Whenever I’ve heard people talk about the movie “Cloverfield” they usual use words such as “disappointing” or “mediocre”. In light of that my expectations for the film were pretty tepid. But “Cloverfield” had something else working against it. I’m not a fan of the handheld ‘found footage’ technique that at one point had become wildly popular. For me it only works in small doses and more often than not it turns out to be a liability. So here we are, five years after the film’s release and I’m giving it a shot.
I have to say that as a whole there’s not a lot to “Cloverfield”. It’s very cut-and-dry. It takes no real chances. It has practically no depth to it at all. Yet it’s completely honest. It’s committed to its simple but clear vision. It nicely captures that 1950’s sci-fi B-movie vibe. Most importantly I was with it from the opening government archives “credits” all the way through to its rip-roaring finale. Is it the greatest thing since sliced bread? No. But I enjoyed it a heck of a lot more than I anticipated.
As I mentioned, “Cloverfield” is filmed using the ‘found footage’ method which means that weak stomachs may end up a but queasy. It starts off calm enough. The first 15 minutes or so of its tight 85 minute runtime is spent at a party introducing us to the central characters. Rob (Michael Stahl-David) is preparing to move to Japan. His brother Jason (Mike Vogel) his girlfriend Lily (Jessica Lucas) plan the surprise going away party in their New York City apartment. “Hud” (T.J. Miller) is tasked with “documenting” the party on video. And then there’s Beth (Odette Yustman), a girl that Rob has a tricky romantic relationship with. That’s really all you need to know about any of these characters and we get it all in the first few minutes of the film.
The movie picks up when the party is interrupted by a huge tremor. The first reaction is that it’s an earthquake but we quickly learn that’s not the case. I won’t go into heavy detail but let me just say that the huge old school creature feature fan in me was pretty excited. I think this is where the movie fell short for some people. This is clearly a classic tip of the hat to the big monster pictures of the mid to late 1950’s mixed with a popular modern filmmaking technique. Your enjoyment of “Cloverfield” will probably depend on how much that interests you or how much of it you can buy into.
Director Matt Reaves and writer Drew Goddard borrow from several older movies. My favorite are the television
newscasts taken straight from George Romero’s “Night of the Living Dead”. It’s here that we and the characters first learn about the deadly threat facing New York City. Things only get worse as the filmmakers throw us right down into the middle of the city in chaos. We’re take along with our main characters in what turns out to be a survival horror/science fiction. It’s simple but it’s at times exhilarating and it’s clever in its execution.
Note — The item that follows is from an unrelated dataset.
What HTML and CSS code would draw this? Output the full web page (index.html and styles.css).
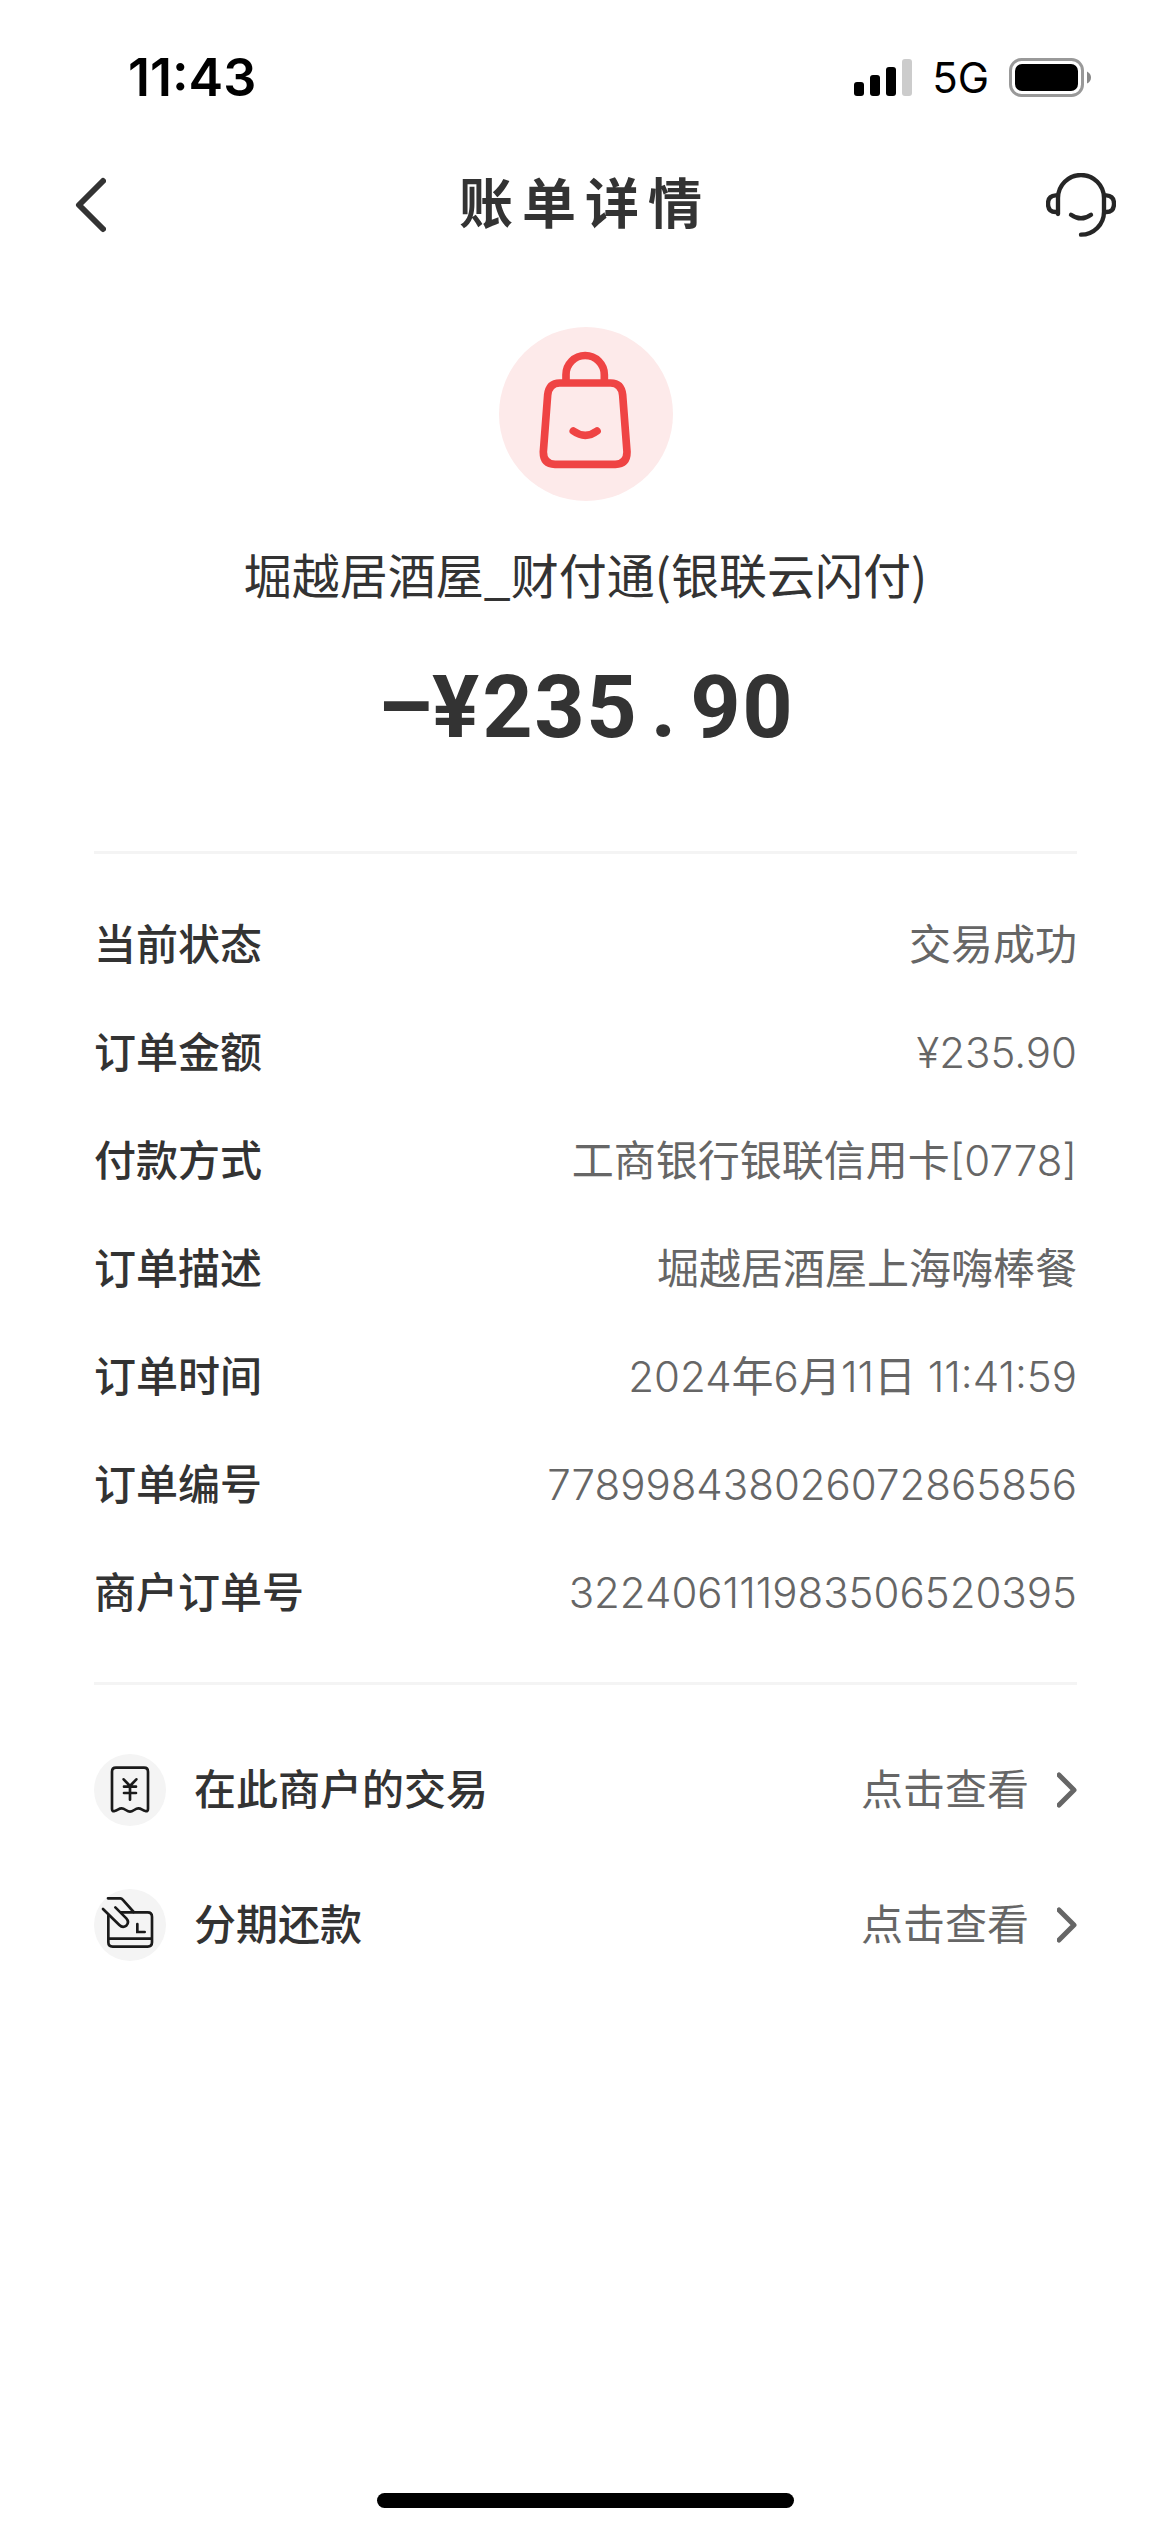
FILE: index.html
```
<!DOCTYPE html>
<html lang="zh-CN">
<head>
  <meta charset="UTF-8">
  <meta name="viewport" content="width=device-width">
  <title>账单详情</title>
  <link rel="stylesheet" href="styles.css">
</head>
<body>
  <div class="status-bar">
    <span class="time">11:43</span>
    <div class="status-icons">
      <svg class="signal" width="58" height="38" viewBox="0 0 58 38">
        <rect x="0" y="23" width="10" height="14" rx="3"/>
        <rect x="16" y="16" width="10" height="21" rx="3"/>
        <rect x="32" y="8" width="10" height="29" rx="3"/>
        <rect x="48" y="0" width="10" height="37" rx="3" fill="#ccc"/>
      </svg>
      <span class="network">5G</span>
      <svg class="battery" width="83" height="40" viewBox="0 0 83 40">
        <rect x="1.5" y="1.5" width="72" height="36" rx="11" fill="none" stroke="#999" stroke-width="3"/>
        <rect x="6" y="6" width="63" height="27" rx="7"/>
        <path d="M78 13.5 q4 2 4 6 t-4 6 z" fill="#888"/>
      </svg>
    </div>
  </div>

  <header class="nav">
    <button class="nav-btn back" aria-label="返回">
      <svg width="32" height="56" viewBox="0 0 32 56">
        <path d="M29 4 L5 28 L29 52" fill="none" stroke="#333" stroke-width="6" stroke-linecap="round" stroke-linejoin="round"/>
      </svg>
    </button>
    <h1>账单详情</h1>
    <button class="nav-btn" aria-label="客服">
      <svg width="70" height="64" viewBox="5 5 210 192" fill="none" stroke="#262626" stroke-width="13" stroke-linecap="round">
        <path d="M41 128 V80 A69 69 0 0 1 179 80 V121 A69 69 0 0 1 110 190"/>
        <path d="M41 72 H34 Q11 73 11 97 Q11 122 34 122 H41" stroke-linecap="butt"/>
        <path d="M179 72 H186 Q209 73 209 97 Q209 122 186 122 H179" stroke-linecap="butt"/>
        <path d="M80 130 Q110 152 140 130"/>
      </svg>
    </button>
  </header>

  <main>
    <section class="summary">
      <svg class="shop-icon" width="174" height="174" viewBox="0 0 522 522" fill="none" stroke="#ef4444" stroke-width="23">
        <circle cx="261" cy="261" r="261" fill="#fdeaea" stroke="none"/>
        <path d="M201 168 V143 A57 57 0 0 1 316 143 V168"/>
        <path d="M182 168 H335 Q367 168 371 204 L384 375 Q384 411 349 412 H168 Q133 411 133 375 L146 204 Q150 168 182 168 Z"/>
        <path d="M223 312 Q259 338 294 312" stroke-linecap="round"/>
      </svg>
      <p class="merchant">堀越居酒屋_财付通(银联云闪付)</p>
      <p class="amount"><span>–</span><span>¥</span><span>2</span><span>3</span><span>5</span><span>.</span><span>9</span><span>0</span></p>
    </section>

    <dl class="details">
      <div class="row"><dt>当前状态</dt><dd>交易成功</dd></div>
      <div class="row"><dt>订单金额</dt><dd class="number">¥235.90</dd></div>
      <div class="row"><dt>付款方式</dt><dd>工商银行银联信用卡<span class="number">[0778]</span></dd></div>
      <div class="row"><dt>订单描述</dt><dd>堀越居酒屋上海嗨棒餐</dd></div>
      <div class="row"><dt>订单时间</dt><dd><span class="number">2024</span>年<span class="number">6</span>月<span class="number">11</span>日 <span class="number">11:41:59</span></dd></div>
      <div class="row"><dt>订单编号</dt><dd class="number">778998438026072865856</dd></div>
      <div class="row"><dt>商户订单号</dt><dd class="number">322406111983506520395</dd></div>
    </dl>

    <nav class="links">
      <a class="link" href="#">
        <svg class="link-icon" width="72" height="72" viewBox="0 0 216 216" fill="none" stroke="#1a1a1a" stroke-width="8" stroke-linecap="round" stroke-linejoin="round">
          <circle cx="108" cy="108" r="108" fill="#f4f4f4" stroke="none"/>
          <path d="M54 165 V53 Q54 41 66 41 H150 Q162 41 162 53 V165 Q162 173 154 171 C145 169 142 163 133 163 C123 163 118 173 108 173 C98 173 93 163 83 163 C74 163 71 169 62 171 Q54 173 54 165 Z"/>
          <path d="M89 76 L108 96 L127 76 M90 98 H126 M90 117 H126 M108 96 V137"/>
        </svg>
        <span class="link-name">在此商户的交易</span>
        <span class="link-action">点击查看</span>
        <svg width="20" height="36" viewBox="0 0 20 36"><path class="chevron" d="M2 3 L17 18 L2 33"/></svg>
      </a>
      <a class="link" href="#">
        <svg class="link-icon" width="72" height="72" viewBox="0 0 216 216" fill="none" stroke="#1a1a1a" stroke-width="8" stroke-linecap="round" stroke-linejoin="round">
          <circle cx="108" cy="108" r="108" fill="#f4f4f4" stroke="none"/>
          <path d="M43 80 V160 Q43 173 56 173 H161 Q174 173 174 160 V83 Q174 70 161 70 H82 M43 149 H174"/>
          <path d="M42 28 H79 Q83 28 86 32 L119 69"/>
          <path d="M27 60 L76 108 Q86 118 97 110 Q107 99 97 88 L64 55"/>
          <path d="M130 105 V129 H152" stroke-linejoin="miter"/>
        </svg>
        <span class="link-name">分期还款</span>
        <span class="link-action">点击查看</span>
        <svg width="20" height="36" viewBox="0 0 20 36"><path class="chevron" d="M2 3 L17 18 L2 33"/></svg>
      </a>
    </nav>
  </main>

  <div class="home-indicator"></div>
</body>
</html>
```
FILE: styles.css
```
* {
  box-sizing: border-box;
}

body {
  display: flex;
  flex-direction: column;
  min-height: 100vh;
  margin: 0;
  background-color: #fff;
  color: #333;
  font-family: Inter, "Noto Sans CJK SC", sans-serif;
  font-size: 42px;
  line-height: 60px;
}

h1, p, dl, dd {
  margin: 0;
}

.status-bar {
  display: flex;
  justify-content: space-between;
  align-items: center;
  height: 156px;
  padding: 0 78px 0 128px;
  color: #000;
}

.time {
  font-size: 52px;
  font-weight: 600;
}

.status-icons {
  display: flex;
  align-items: center;
  gap: 20px;
}

.network {
  font-size: 42px;
}

.nav {
  display: flex;
  justify-content: space-between;
  align-items: center;
  height: 98px;
  padding: 0 54px;
}

.nav-btn {
  display: flex;
  align-items: center;
  width: 70px;
  padding: 0;
  border: none;
  background: none;
}

.back {
  padding-left: 20px;
}

.nav h1 {
  font-size: 54px;
  font-weight: 700;
  line-height: 80px;
  letter-spacing: 9px;
}

main {
  padding: 73px 93px 0 94px;
}

.summary {
  display: flex;
  flex-direction: column;
  align-items: center;
  padding-bottom: 94px;
  border-bottom: 3px solid #f4f4f4;
}

.merchant {
  margin-top: 36px;
  font-family: "Noto Sans CJK SC", sans-serif;
  font-size: 48px;
  line-height: 72px;
}

.amount {
  display: flex;
  margin-top: 48px;
  font-family: Roboto, sans-serif;
  font-size: 88px;
  font-weight: 700;
  line-height: 100px;
}

/* every character takes the same width */
.amount span {
  width: 52px;
  text-align: center;
}

.details {
  padding: 37px 0 35px;
  border-bottom: 3px solid #f4f4f4;
}

.row {
  display: flex;
  justify-content: space-between;
  align-items: center;
  height: 108px;
}

dt {
  font-weight: 500;
}

dd {
  color: #666;
}

.number {
  font-weight: 300;
}

.links {
  padding-top: 37px;
}

.link {
  display: flex;
  align-items: center;
  height: 135px;
  color: #333;
  text-decoration: none;
}

.link-name {
  margin-left: 28px;
  font-weight: 500;
}

.link-action {
  margin-left: auto;
  margin-right: 28px;
  color: #666;
}

.chevron {
  fill: none;
  stroke: #666;
  stroke-width: 5;
  stroke-linecap: round;
  stroke-linejoin: round;
}

.home-indicator {
  width: 417px;
  height: 15px;
  margin: auto auto 24px;
  border-radius: 8px;
  background-color: #000;
}
```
The special effects are a blast and we get them in carefully measured doses. I also thought the performances were serviceable with the exception of T.J. Miller whose line reading is never all that convincing. He has an occasionally funny line but he’s mainly just your run-of-the-mill doofus.
There are a few other things that keep this from being a full-blown gem. There isn’t one hint of explanation in terms of the creature’s origin or makeup. It simply pops up downtown and the rest is catastrophic history. Now this was clearly intentional and it wasn’t a huge deal for me. But I still couldn’t help wanting to know more about this threat. Also, while the hand-held camera was more effective than in most films that have employed it, it’s still not my first choice for how I want to watch a movie. It’s also worth noting that “Cloverfield” was a really fun experience the first time through but it doesn’t seem to be the kind of movie that would have near the same effect the next time around.
Yet still I have to say I was surprised with this movie. I don’t agree with the common criticisms and I found myself thoroughly entertained. With its short running time it doesn’t overstay its welcome and it’s never misleading or pretentious. Sure it has some throw-away characters and you never get as much information as you would like. But it’s still a fun and well-made return to the monster movie genre that I still love to this day. In other words it delivered for me. I’m not saying it will have a long-lasting impact, but for 85 minutes I was glued to the screen and I soaked up every bit of what I was seeing.